◆ What the task asks ◆
Extract only the first line of the listing and every line after it up to and including the one with "import React from 'react';". Omit the pictures.
========
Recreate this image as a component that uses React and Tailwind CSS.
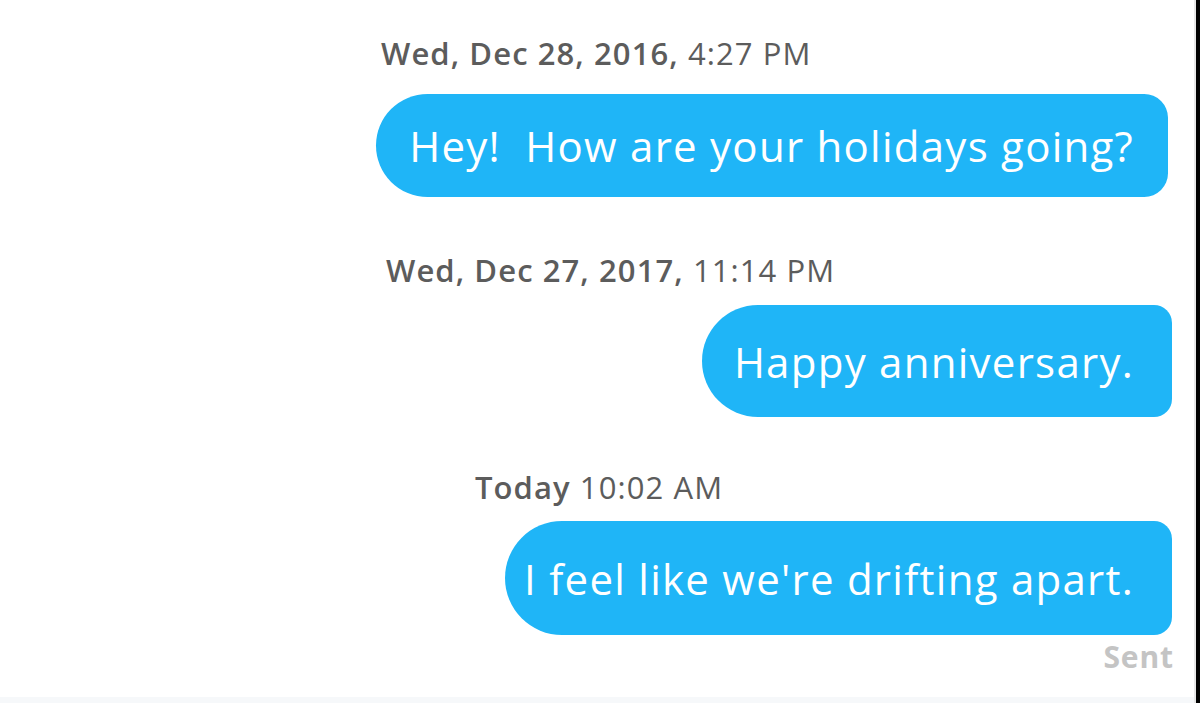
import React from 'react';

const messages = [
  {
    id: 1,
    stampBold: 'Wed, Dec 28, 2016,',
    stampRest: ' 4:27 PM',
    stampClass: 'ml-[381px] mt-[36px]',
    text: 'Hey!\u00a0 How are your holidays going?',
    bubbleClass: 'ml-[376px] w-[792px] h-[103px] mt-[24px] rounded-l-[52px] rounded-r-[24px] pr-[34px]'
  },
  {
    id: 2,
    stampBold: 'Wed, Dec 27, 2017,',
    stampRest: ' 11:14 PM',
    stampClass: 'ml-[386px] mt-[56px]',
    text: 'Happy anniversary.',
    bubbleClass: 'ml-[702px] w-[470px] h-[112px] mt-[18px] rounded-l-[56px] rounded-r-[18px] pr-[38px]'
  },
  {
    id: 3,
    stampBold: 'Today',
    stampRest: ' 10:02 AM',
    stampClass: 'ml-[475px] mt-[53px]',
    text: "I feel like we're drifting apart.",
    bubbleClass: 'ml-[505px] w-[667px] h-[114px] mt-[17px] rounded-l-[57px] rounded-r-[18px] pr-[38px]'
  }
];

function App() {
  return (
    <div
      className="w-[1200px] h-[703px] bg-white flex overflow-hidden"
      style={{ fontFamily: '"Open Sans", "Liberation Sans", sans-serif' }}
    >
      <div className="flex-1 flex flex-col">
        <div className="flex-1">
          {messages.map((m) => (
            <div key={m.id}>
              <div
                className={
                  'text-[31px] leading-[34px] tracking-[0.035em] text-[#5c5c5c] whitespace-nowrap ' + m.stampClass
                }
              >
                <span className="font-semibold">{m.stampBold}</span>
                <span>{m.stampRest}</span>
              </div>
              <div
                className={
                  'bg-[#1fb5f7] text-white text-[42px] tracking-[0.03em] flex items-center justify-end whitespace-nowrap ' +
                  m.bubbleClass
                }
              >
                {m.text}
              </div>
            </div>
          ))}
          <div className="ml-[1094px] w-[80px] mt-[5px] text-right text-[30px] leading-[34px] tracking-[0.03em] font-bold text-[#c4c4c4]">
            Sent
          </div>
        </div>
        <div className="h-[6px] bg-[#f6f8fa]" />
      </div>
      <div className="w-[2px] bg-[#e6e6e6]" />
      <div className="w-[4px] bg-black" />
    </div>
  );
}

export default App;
========
◆ Response to the exercise ◆
Recreate this image as a component that uses React and Tailwind CSS.
import React from 'react';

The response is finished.